Google Apps Script - Wikipedia: “Google Apps Script is a scripting platform developed by Google for light-weight application development in the Google Workspace platform.”
Web scraping - Wikipedia: “Web scraping [...] is data scraping used for extracting data from websites.”
Markdown - Wikipedia: “Markdown is a lightweight markup language for creating formatted text using a plain-text editor.”
Step-by-Step Guide
1. Setting up Google Sheets:
Start by creating a new Google Sheet. This will be our destination for the scraped URLs and link names.
2. Accessing Google Apps Script:
From your Google Sheet, click on Extensions > Apps Script to open the Google Apps Script editor.
3. Writing the Script:
Our scrapeURLs function will:
Fetch the HTML content of the webpage.
Use regular expressions to identify and extract URLs and their associated anchor texts.

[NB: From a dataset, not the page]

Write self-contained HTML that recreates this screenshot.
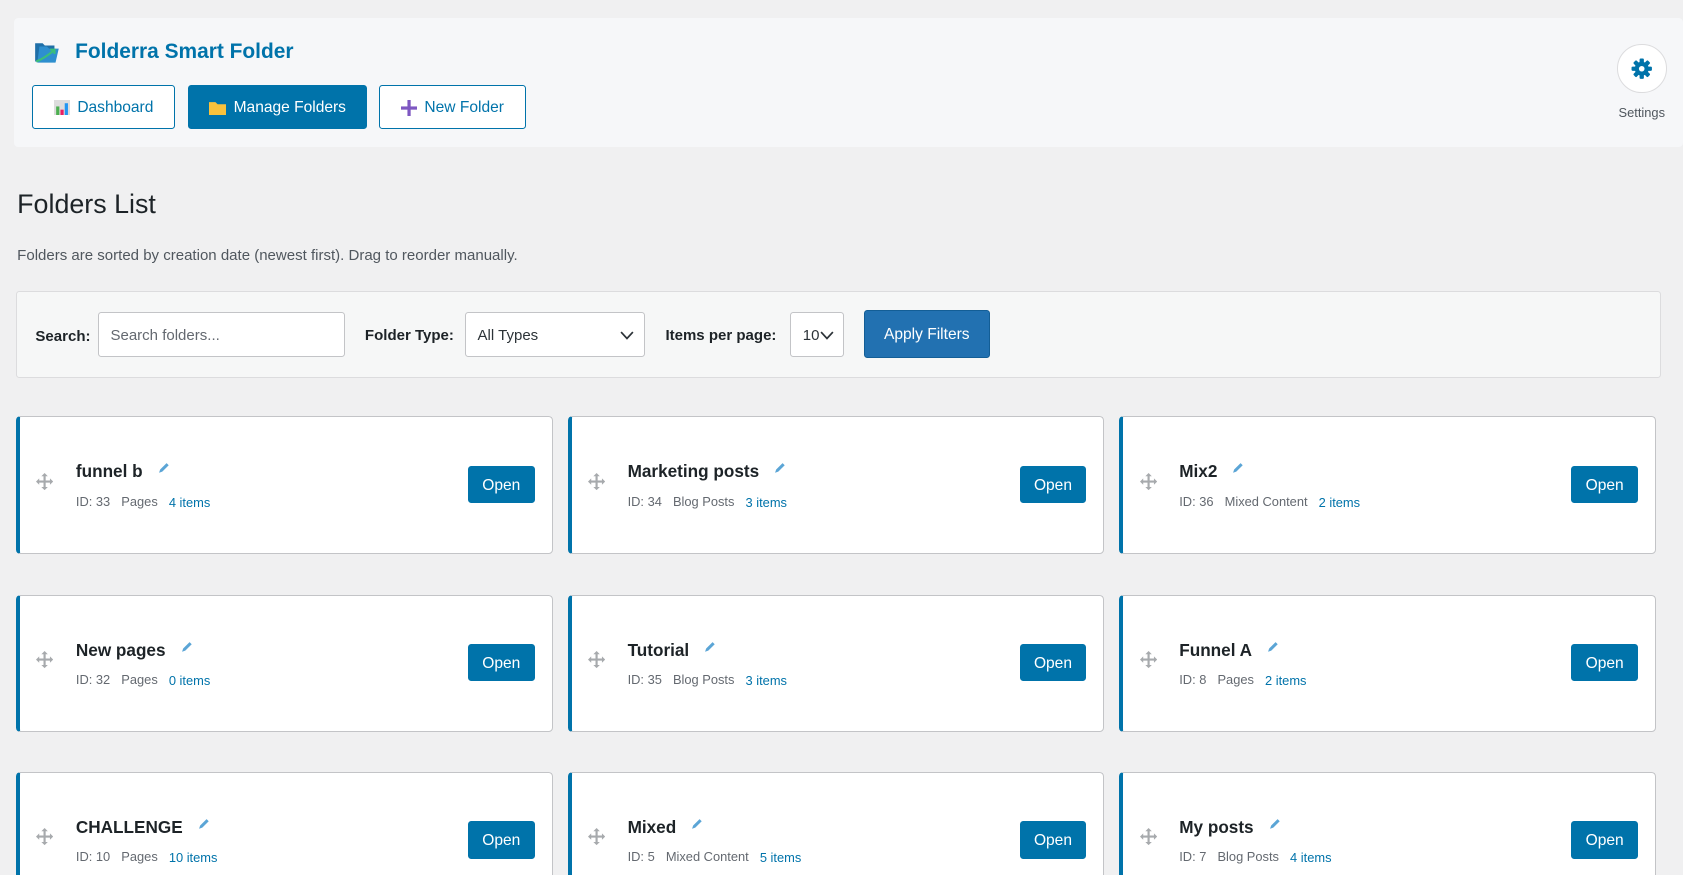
<!DOCTYPE html>
<html><head><meta charset="utf-8"><style>
html,body{margin:0;padding:0;background:#f0f0f1;overflow:hidden}
body{zoom:1.0733;width:1568px;height:815px;position:relative;font-family:"Liberation Sans",sans-serif;color:#1d2327}
.a{position:absolute}
.hdr{left:13px;top:17px;width:1555px;height:120px;background:#f6f7f9;border-radius:4px}
.title{left:70px;top:37px;font-size:19.5px;color:#0073aa;font-weight:bold}
.btn{position:absolute;top:79px;height:41px;box-sizing:border-box;border:1px solid #0073aa;border-radius:3px;background:#fff;color:#0073aa;font-size:14.5px;display:flex;align-items:center;justify-content:center;gap:7px;padding-top:2px}
.btn.p{background:#0073aa;color:#fff}
.set{left:1507px;top:41px;width:46px;height:46px;border-radius:50%;background:#fff;border:1px solid #dcdcde;box-sizing:border-box;display:flex;align-items:center;justify-content:center}
h1{position:absolute;left:16px;top:176px;margin:0;font-size:25px;font-weight:normal}
.sub{left:16px;top:230px;font-size:14px;color:#50575e}
.flt{left:15px;top:271px;width:1533px;height:81px;box-sizing:border-box;background:#f6f7f7;border:1px solid #dcdcde;border-radius:3px}
.lbl{position:absolute;top:306px;font-size:14px;font-weight:bold}
.inp{position:absolute;top:291px;height:42px;box-sizing:border-box;border:1px solid #c3c4c7;border-radius:3px;background:#fff;font-size:14px;color:#50575e;padding-left:11px;line-height:42px}
.chev{position:absolute;right:9px;top:16px}
.apply{left:805px;top:289px;width:117px;height:45px;background:#2271b1;border:1px solid #135e96;box-sizing:border-box;border-radius:3px;color:#fff;font-size:14.5px;display:flex;align-items:center;justify-content:center;padding-top:2px}
.card{position:absolute;width:500px;height:128px;box-sizing:border-box;background:#fff;border:1px solid #c3c4c7;border-left:4px solid #0073aa;border-radius:4px}
.card .nm{position:absolute;left:52px;top:41px;font-size:16px;font-weight:bold}
.card .pen{margin-left:14px;vertical-align:3px}
.card .meta{position:absolute;left:52px;top:71px;font-size:12px;color:#646970}
.card .meta span{margin-right:7px}
.card .meta .it{color:#0073aa;position:relative;top:1px}
.card .mv{position:absolute;left:15px;top:52px}
.card .op{position:absolute;right:16px;top:45px;width:62px;height:35px;background:#0073aa;border-radius:3px;color:#fff;font-size:14.5px;display:flex;align-items:center;justify-content:center;padding-top:2px;box-sizing:border-box}
</style></head><body>
<div class="a hdr"></div>
<svg class="a" style="left:31px;top:36px" width="26" height="25" viewBox="0 0 26 25"><path d="M2 4h7l2 2h9v15H2z" fill="#1f6fa8"/><path d="M6 7h7l2 2h9l-3 13H4z" fill="#2e8fcf"/><path d="M3 21 C8 19 13 16 19 11" stroke="#3bbf7a" stroke-width="2" fill="none"/><path d="M16 10h4v4" stroke="#3bbf7a" stroke-width="2" fill="none"/></svg>
<div class="a title">Folderra Smart Folder</div>
<div class="btn" style="left:30px;width:133px"><svg width="15" height="14"><rect x="0" y="0" width="15" height="14" fill="#ddd"/><rect x="2" y="6" width="3" height="8" fill="#4caf50"/><rect x="6" y="9" width="3" height="5" fill="#e91e63"/><rect x="10" y="3" width="3" height="11" fill="#2196f3"/></svg>Dashboard</div>
<div class="btn p" style="left:175px;width:167px"><svg width="16" height="13"><path d="M0 1h6l2 2h8v10H0z" fill="#f9c23c"/></svg>Manage Folders</div>
<div class="btn" style="left:353px;width:137px"><svg width="15" height="15"><rect x="6" y="0" width="3" height="15" fill="#7e57c2"/><rect x="0" y="6" width="15" height="3" fill="#7e57c2"/></svg>New Folder</div>
<div class="a set"><svg width="20" height="20" viewBox="0 0 20 20"><g fill="#0073aa"><circle cx="10" cy="10" r="6.5"/><g><rect x="8" y="0.5" width="4" height="5" rx="1"/><rect x="8" y="14.5" width="4" height="5" rx="1"/><rect x="0.5" y="8" width="5" height="4" rx="1"/><rect x="14.5" y="8" width="5" height="4" rx="1"/></g><g transform="rotate(45 10 10)"><rect x="8" y="0.5" width="4" height="5" rx="1"/><rect x="8" y="14.5" width="4" height="5" rx="1"/><rect x="0.5" y="8" width="5" height="4" rx="1"/><rect x="14.5" y="8" width="5" height="4" rx="1"/></g></g><circle cx="10" cy="10" r="2.6" fill="#fff"/></svg></div>
<div class="a" style="left:1508px;top:98px;font-size:12px;color:#50575e">Settings</div>
<h1>Folders List</h1>
<div class="a sub">Folders are sorted by creation date (newest first). Drag to reorder manually.</div>
<div class="a flt"></div>
<div class="lbl" style="left:33px">Search:</div>
<div class="inp" style="left:91px;width:230px;color:#646970">Search folders...</div>
<div class="lbl" style="left:340px;top:305px">Folder Type:</div>
<div class="inp" style="left:433px;width:168px;color:#2c3338">All Types<svg class="chev" width="13" height="9"><path d="M1 1l5.5 6L12 1" stroke="#2c3338" stroke-width="1.6" fill="none"/></svg></div>
<div class="lbl" style="left:620px;top:305px">Items per page:</div>
<div class="inp" style="left:736px;width:50px;color:#2c3338">10<svg class="chev" style="right:8px" width="13" height="9"><path d="M1 1l5.5 6L12 1" stroke="#2c3338" stroke-width="1.6" fill="none"/></svg></div>
<div class="a apply">Apply Filters</div>

<div class="card" style="left:15px;top:388px"><svg class="mv" width="16" height="16" viewBox="0 0 16 16"><path d="M8 0l3 3H9v4h4V5l3 3-3 3V9H9v4h2l-3 3-3-3h2V9H3v2L0 8l3-3v2h4V3H5z" fill="#a7aaad"/></svg><div class="nm">funnel b<svg class="pen" width="11" height="11"><path d="M1 10l1-3 6-6 2 2-6 6z" fill="#5ba5d6"/></svg></div><div class="meta"><span>ID: 33</span> <span>Pages</span> <span class="it">4 items</span></div><div class="op">Open</div></div>
<div class="card" style="left:529px;top:388px"><svg class="mv" width="16" height="16" viewBox="0 0 16 16"><path d="M8 0l3 3H9v4h4V5l3 3-3 3V9H9v4h2l-3 3-3-3h2V9H3v2L0 8l3-3v2h4V3H5z" fill="#a7aaad"/></svg><div class="nm">Marketing posts<svg class="pen" width="11" height="11"><path d="M1 10l1-3 6-6 2 2-6 6z" fill="#5ba5d6"/></svg></div><div class="meta"><span>ID: 34</span> <span>Blog Posts</span> <span class="it">3 items</span></div><div class="op">Open</div></div>
<div class="card" style="left:1043px;top:388px"><svg class="mv" width="16" height="16" viewBox="0 0 16 16"><path d="M8 0l3 3H9v4h4V5l3 3-3 3V9H9v4h2l-3 3-3-3h2V9H3v2L0 8l3-3v2h4V3H5z" fill="#a7aaad"/></svg><div class="nm">Mix2<svg class="pen" width="11" height="11"><path d="M1 10l1-3 6-6 2 2-6 6z" fill="#5ba5d6"/></svg></div><div class="meta"><span>ID: 36</span> <span>Mixed Content</span> <span class="it">2 items</span></div><div class="op">Open</div></div>

<div class="card" style="left:15px;top:554px"><svg class="mv" width="16" height="16" viewBox="0 0 16 16"><path d="M8 0l3 3H9v4h4V5l3 3-3 3V9H9v4h2l-3 3-3-3h2V9H3v2L0 8l3-3v2h4V3H5z" fill="#a7aaad"/></svg><div class="nm">New pages<svg class="pen" width="11" height="11"><path d="M1 10l1-3 6-6 2 2-6 6z" fill="#5ba5d6"/></svg></div><div class="meta"><span>ID: 32</span> <span>Pages</span> <span class="it">0 items</span></div><div class="op">Open</div></div>
<div class="card" style="left:529px;top:554px"><svg class="mv" width="16" height="16" viewBox="0 0 16 16"><path d="M8 0l3 3H9v4h4V5l3 3-3 3V9H9v4h2l-3 3-3-3h2V9H3v2L0 8l3-3v2h4V3H5z" fill="#a7aaad"/></svg><div class="nm">Tutorial<svg class="pen" width="11" height="11"><path d="M1 10l1-3 6-6 2 2-6 6z" fill="#5ba5d6"/></svg></div><div class="meta"><span>ID: 35</span> <span>Blog Posts</span> <span class="it">3 items</span></div><div class="op">Open</div></div>
<div class="card" style="left:1043px;top:554px"><svg class="mv" width="16" height="16" viewBox="0 0 16 16"><path d="M8 0l3 3H9v4h4V5l3 3-3 3V9H9v4h2l-3 3-3-3h2V9H3v2L0 8l3-3v2h4V3H5z" fill="#a7aaad"/></svg><div class="nm">Funnel A<svg class="pen" width="11" height="11"><path d="M1 10l1-3 6-6 2 2-6 6z" fill="#5ba5d6"/></svg></div><div class="meta"><span>ID: 8</span> <span>Pages</span> <span class="it">2 items</span></div><div class="op">Open</div></div>

<div class="card" style="left:15px;top:719px"><svg class="mv" width="16" height="16" viewBox="0 0 16 16"><path d="M8 0l3 3H9v4h4V5l3 3-3 3V9H9v4h2l-3 3-3-3h2V9H3v2L0 8l3-3v2h4V3H5z" fill="#a7aaad"/></svg><div class="nm">CHALLENGE<svg class="pen" width="11" height="11"><path d="M1 10l1-3 6-6 2 2-6 6z" fill="#5ba5d6"/></svg></div><div class="meta"><span>ID: 10</span> <span>Pages</span> <span class="it">10 items</span></div><div class="op">Open</div></div>
<div class="card" style="left:529px;top:719px"><svg class="mv" width="16" height="16" viewBox="0 0 16 16"><path d="M8 0l3 3H9v4h4V5l3 3-3 3V9H9v4h2l-3 3-3-3h2V9H3v2L0 8l3-3v2h4V3H5z" fill="#a7aaad"/></svg><div class="nm">Mixed<svg class="pen" width="11" height="11"><path d="M1 10l1-3 6-6 2 2-6 6z" fill="#5ba5d6"/></svg></div><div class="meta"><span>ID: 5</span> <span>Mixed Content</span> <span class="it">5 items</span></div><div class="op">Open</div></div>
<div class="card" style="left:1043px;top:719px"><svg class="mv" width="16" height="16" viewBox="0 0 16 16"><path d="M8 0l3 3H9v4h4V5l3 3-3 3V9H9v4h2l-3 3-3-3h2V9H3v2L0 8l3-3v2h4V3H5z" fill="#a7aaad"/></svg><div class="nm">My posts<svg class="pen" width="11" height="11"><path d="M1 10l1-3 6-6 2 2-6 6z" fill="#5ba5d6"/></svg></div><div class="meta"><span>ID: 7</span> <span>Blog Posts</span> <span class="it">4 items</span></div><div class="op">Open</div></div>
</body></html>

Populate the Google Sheet with the extracted data.
Here's the script:
function scrapeURLs() {
var url = "https://yeshiva.academia.edu/EzraBrand"; // Replace this with the URL you want to scrape
var response = UrlFetchApp.fetch(url);
var htmlContent = response.getContentText();
// Use regex to match all <a> tags
var regex = /<a[^>]*href="([^"]+)"[^>]*>([^<]+)<\/a>/g;
var match;
var links = [];
while (match = regex.exec(htmlContent)) {
var linkUrl = match[1];
var linkText = match[2].trim();
links.push([linkUrl, linkText]);
}
// Write URLs and link names to the active Google Sheet
var sheet = SpreadsheetApp.getActiveSpreadsheet().getActiveSheet();
for (var i = 0; i < links.length; i++) {
sheet.getRange(i + 1, 1).setValue(links[i][0]);
sheet.getRange(i + 1, 2).setValue(links[i][1]);
}
}
function getUrlsFromElement(element) {
var urls = [];
var children = element.getChildren();
children.forEach(function(child) {
if (child.getName() === "a") {
var link = child.getAttribute("href");
if (link) {
urls.push(link.getValue());
}
}
urls = urls.concat(getUrlsFromElement(child));
});
return urls;
}
Note: This method relies on regex and assumes that the link text does not contain any inner HTML tags. Use of regex was necessary, due to the fact that Academia.edu doesn’t use a consistent XML structure. If the structure of Academia.edu changes or becomes more complex, the regex approach might need adjustments.
4. Running the Script:
After saving your script in the Google Apps Script editor, click the play (▶️) button to execute the scrapeURLs function.
5. Checking Results:
Return to your Google Sheet. The sheet should now display two columns: one with the scraped URLs and the other with their corresponding link texts.
I then used Google Sheets’s REGEXMATCH function to filter for the URLs that were articles. These are URLs that start with a number after the last forward slash (/):
=REGEXMATCH(A2, "https://www\.academia\.edu/\d+/")
First few rows of final output:
Conclusion
While platforms like Google Sheets, Excel, and Word are powerful in their own right, they sometimes lack the specialized tools needed for tasks like URL extraction. Coupled with websites like Academia.edu not offering direct access to lists of URLs, scraping becomes a valuable skill. Using Google Apps Script, I’ve shown how you can quickly extract and catalog URLs and anchor texts from a webpage.
Appendix - Using Google Docs with ‘Markdown’
‘Markdown’, a lightweight markup language, is used by ChatGPT for formatting. However, when transferring Markdown content into platforms like Google Docs, the raw formatting symbols (like hashes and asterisks) are exposed.
Example, from this blogpost:
### Step-by-Step Guide
**1. Setting up Google Sheets:**
Enter the "Markdown To Docs (GdocifyMd)" add-on for Google Docs. This tool converts Markdown content into perfectly formatted Google Docs text. It eliminates the need for manual formatting or external conversions. So far, I can recommend it. It’s available as a free Google Docs add-on in the G Suite Marketplace.